Request »
Gather, from the data below, each line in which the word "React" occurs.

Data to process »
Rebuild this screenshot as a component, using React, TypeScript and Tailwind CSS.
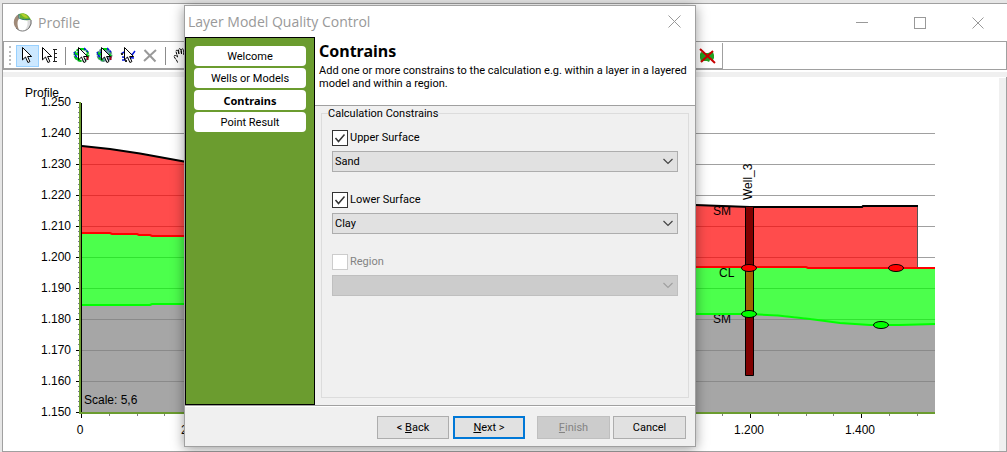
--
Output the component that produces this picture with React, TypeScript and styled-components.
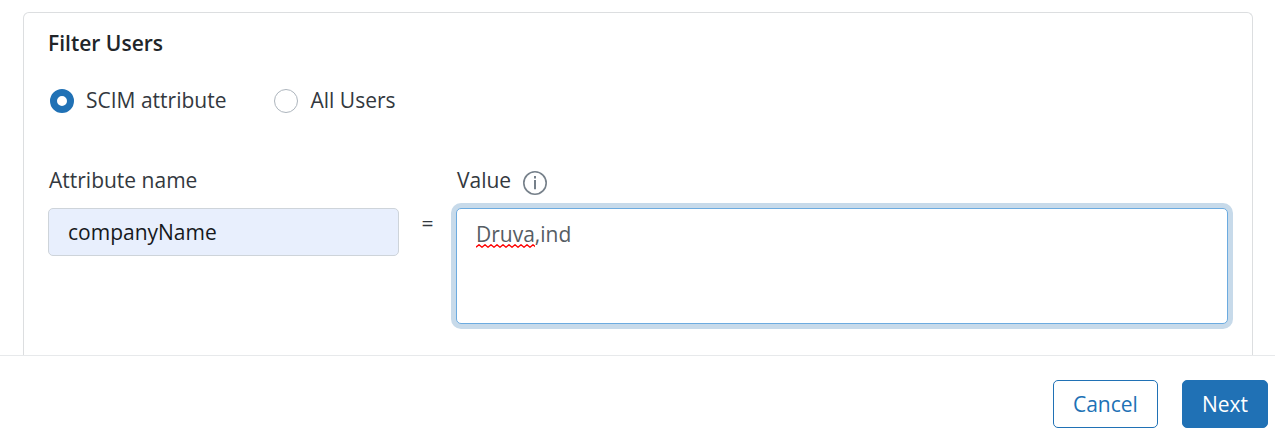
---
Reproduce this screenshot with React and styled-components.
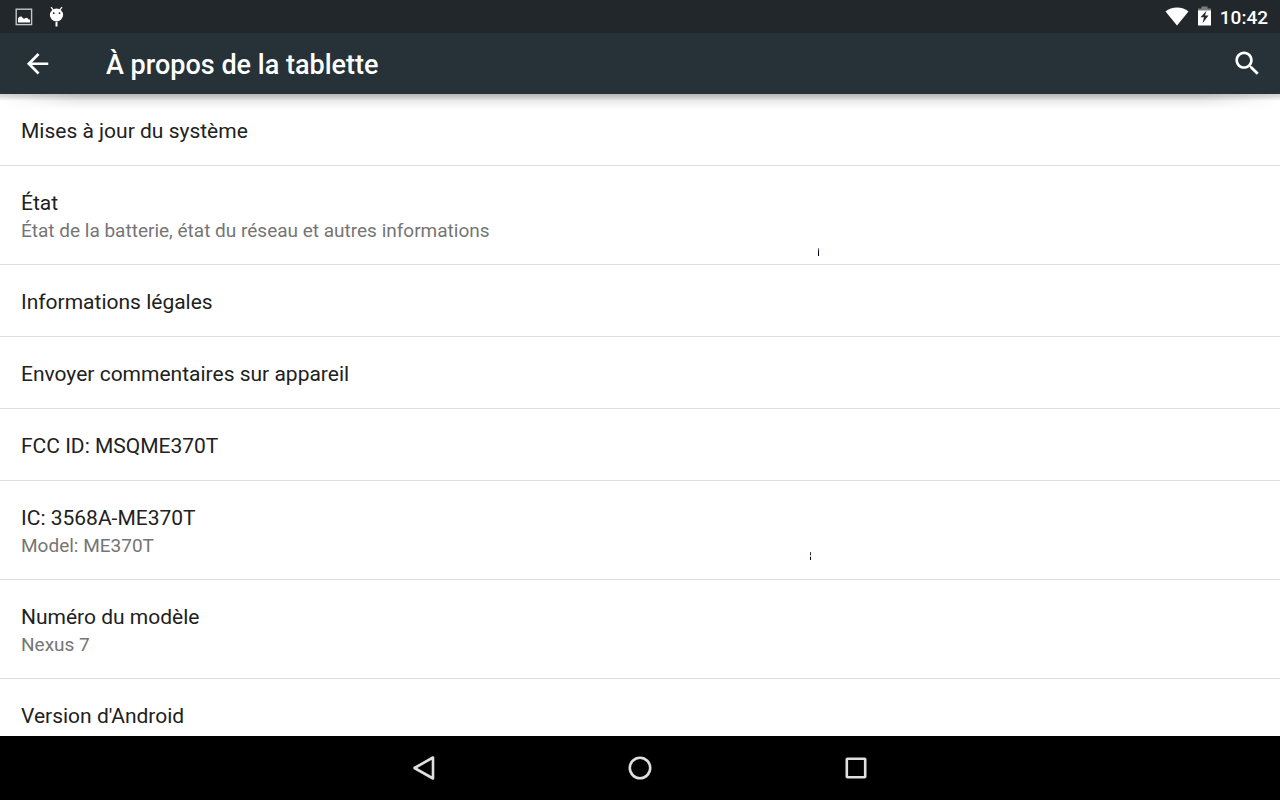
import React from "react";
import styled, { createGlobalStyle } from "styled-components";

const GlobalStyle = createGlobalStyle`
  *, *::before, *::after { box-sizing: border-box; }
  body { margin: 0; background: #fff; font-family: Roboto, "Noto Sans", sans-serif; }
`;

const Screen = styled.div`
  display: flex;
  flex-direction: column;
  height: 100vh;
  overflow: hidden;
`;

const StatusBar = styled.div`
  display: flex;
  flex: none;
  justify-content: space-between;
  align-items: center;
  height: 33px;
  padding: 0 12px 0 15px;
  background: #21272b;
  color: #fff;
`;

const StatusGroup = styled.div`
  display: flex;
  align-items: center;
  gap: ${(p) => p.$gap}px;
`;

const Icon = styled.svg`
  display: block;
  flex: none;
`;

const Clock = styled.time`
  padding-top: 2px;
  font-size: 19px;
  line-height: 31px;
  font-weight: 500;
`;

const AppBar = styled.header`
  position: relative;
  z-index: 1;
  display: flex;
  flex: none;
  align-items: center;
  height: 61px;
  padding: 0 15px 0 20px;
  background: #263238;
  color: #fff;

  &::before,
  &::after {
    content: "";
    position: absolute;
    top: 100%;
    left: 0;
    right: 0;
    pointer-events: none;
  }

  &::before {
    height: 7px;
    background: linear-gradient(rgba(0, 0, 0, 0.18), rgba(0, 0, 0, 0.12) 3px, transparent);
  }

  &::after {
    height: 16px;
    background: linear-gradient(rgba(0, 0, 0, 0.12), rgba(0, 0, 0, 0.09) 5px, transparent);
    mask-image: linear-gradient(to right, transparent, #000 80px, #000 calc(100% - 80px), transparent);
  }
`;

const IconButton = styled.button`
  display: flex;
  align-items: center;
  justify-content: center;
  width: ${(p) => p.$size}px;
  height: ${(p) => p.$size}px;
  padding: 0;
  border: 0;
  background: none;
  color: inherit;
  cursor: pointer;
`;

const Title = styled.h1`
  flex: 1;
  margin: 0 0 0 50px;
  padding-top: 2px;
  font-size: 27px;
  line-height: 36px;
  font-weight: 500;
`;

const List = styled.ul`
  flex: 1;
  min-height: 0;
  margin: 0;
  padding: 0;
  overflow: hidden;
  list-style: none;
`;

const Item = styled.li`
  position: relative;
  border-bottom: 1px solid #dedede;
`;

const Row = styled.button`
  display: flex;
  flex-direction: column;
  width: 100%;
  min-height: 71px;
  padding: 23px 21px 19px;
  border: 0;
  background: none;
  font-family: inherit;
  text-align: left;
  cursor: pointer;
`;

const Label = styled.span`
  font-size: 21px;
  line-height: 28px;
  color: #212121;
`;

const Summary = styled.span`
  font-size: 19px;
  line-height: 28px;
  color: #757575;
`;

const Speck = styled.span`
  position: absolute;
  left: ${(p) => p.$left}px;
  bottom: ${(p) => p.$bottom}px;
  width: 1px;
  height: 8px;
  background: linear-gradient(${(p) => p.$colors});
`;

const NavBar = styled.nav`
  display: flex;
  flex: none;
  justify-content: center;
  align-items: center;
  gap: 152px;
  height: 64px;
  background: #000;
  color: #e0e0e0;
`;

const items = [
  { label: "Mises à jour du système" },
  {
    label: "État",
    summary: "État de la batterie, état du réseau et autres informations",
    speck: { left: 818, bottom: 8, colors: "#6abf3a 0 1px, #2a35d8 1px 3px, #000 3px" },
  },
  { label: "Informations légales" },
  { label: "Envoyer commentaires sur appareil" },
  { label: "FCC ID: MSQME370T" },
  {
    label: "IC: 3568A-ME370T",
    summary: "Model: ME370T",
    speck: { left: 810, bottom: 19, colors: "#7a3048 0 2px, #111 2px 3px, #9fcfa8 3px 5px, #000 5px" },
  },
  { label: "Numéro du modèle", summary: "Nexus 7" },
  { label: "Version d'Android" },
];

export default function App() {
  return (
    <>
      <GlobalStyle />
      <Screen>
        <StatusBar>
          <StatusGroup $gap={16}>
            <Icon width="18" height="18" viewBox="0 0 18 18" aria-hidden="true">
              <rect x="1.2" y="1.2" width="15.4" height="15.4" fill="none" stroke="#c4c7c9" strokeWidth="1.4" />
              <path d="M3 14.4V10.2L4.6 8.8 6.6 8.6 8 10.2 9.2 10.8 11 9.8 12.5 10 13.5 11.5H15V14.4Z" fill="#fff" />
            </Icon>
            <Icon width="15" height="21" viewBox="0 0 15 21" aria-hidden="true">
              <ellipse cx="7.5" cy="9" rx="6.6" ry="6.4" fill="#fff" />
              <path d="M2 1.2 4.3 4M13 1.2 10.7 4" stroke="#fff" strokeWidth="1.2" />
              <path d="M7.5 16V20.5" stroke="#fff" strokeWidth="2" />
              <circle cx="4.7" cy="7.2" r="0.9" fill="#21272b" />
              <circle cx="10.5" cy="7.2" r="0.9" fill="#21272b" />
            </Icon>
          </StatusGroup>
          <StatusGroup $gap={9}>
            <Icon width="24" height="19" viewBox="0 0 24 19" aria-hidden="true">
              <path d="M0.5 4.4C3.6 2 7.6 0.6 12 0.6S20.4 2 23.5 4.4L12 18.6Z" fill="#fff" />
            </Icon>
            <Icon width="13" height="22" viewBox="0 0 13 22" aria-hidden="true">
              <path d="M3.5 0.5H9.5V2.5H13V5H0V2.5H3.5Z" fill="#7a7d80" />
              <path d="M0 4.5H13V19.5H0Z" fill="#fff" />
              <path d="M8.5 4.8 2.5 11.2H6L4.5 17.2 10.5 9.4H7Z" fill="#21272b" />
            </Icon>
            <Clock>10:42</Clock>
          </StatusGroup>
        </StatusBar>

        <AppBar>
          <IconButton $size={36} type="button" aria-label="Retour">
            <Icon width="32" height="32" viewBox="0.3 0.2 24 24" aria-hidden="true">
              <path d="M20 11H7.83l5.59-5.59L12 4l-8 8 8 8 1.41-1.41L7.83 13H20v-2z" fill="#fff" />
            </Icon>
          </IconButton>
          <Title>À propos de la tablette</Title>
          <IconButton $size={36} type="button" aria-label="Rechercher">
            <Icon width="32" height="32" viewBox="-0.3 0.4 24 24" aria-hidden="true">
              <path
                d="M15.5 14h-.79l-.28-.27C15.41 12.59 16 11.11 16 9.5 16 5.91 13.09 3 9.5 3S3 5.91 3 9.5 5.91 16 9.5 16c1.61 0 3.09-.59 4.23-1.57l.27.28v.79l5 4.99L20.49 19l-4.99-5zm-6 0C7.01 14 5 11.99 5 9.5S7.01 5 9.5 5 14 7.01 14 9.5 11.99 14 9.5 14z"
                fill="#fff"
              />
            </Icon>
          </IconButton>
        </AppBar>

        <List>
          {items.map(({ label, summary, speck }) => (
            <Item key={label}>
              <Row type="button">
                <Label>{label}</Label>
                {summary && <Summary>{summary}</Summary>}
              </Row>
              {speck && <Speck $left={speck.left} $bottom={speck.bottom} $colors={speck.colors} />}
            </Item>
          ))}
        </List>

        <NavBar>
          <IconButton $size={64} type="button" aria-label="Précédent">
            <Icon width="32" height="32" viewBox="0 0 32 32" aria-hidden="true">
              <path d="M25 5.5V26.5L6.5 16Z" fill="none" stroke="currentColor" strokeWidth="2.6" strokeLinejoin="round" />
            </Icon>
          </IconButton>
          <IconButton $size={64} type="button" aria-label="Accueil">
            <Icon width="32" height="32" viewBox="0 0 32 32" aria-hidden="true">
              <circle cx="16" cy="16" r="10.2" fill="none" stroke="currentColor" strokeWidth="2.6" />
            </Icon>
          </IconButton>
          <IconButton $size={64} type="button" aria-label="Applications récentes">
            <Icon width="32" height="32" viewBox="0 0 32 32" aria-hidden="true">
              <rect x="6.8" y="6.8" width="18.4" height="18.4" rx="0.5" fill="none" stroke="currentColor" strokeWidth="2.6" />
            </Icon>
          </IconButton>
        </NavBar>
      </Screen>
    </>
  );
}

Response to this exercise »
Rebuild this screenshot as a component, using React, TypeScript and Tailwind CSS.
Output the component that produces this picture with React, TypeScript and styled-components.
Reproduce this screenshot with React and styled-components.
import React from "react";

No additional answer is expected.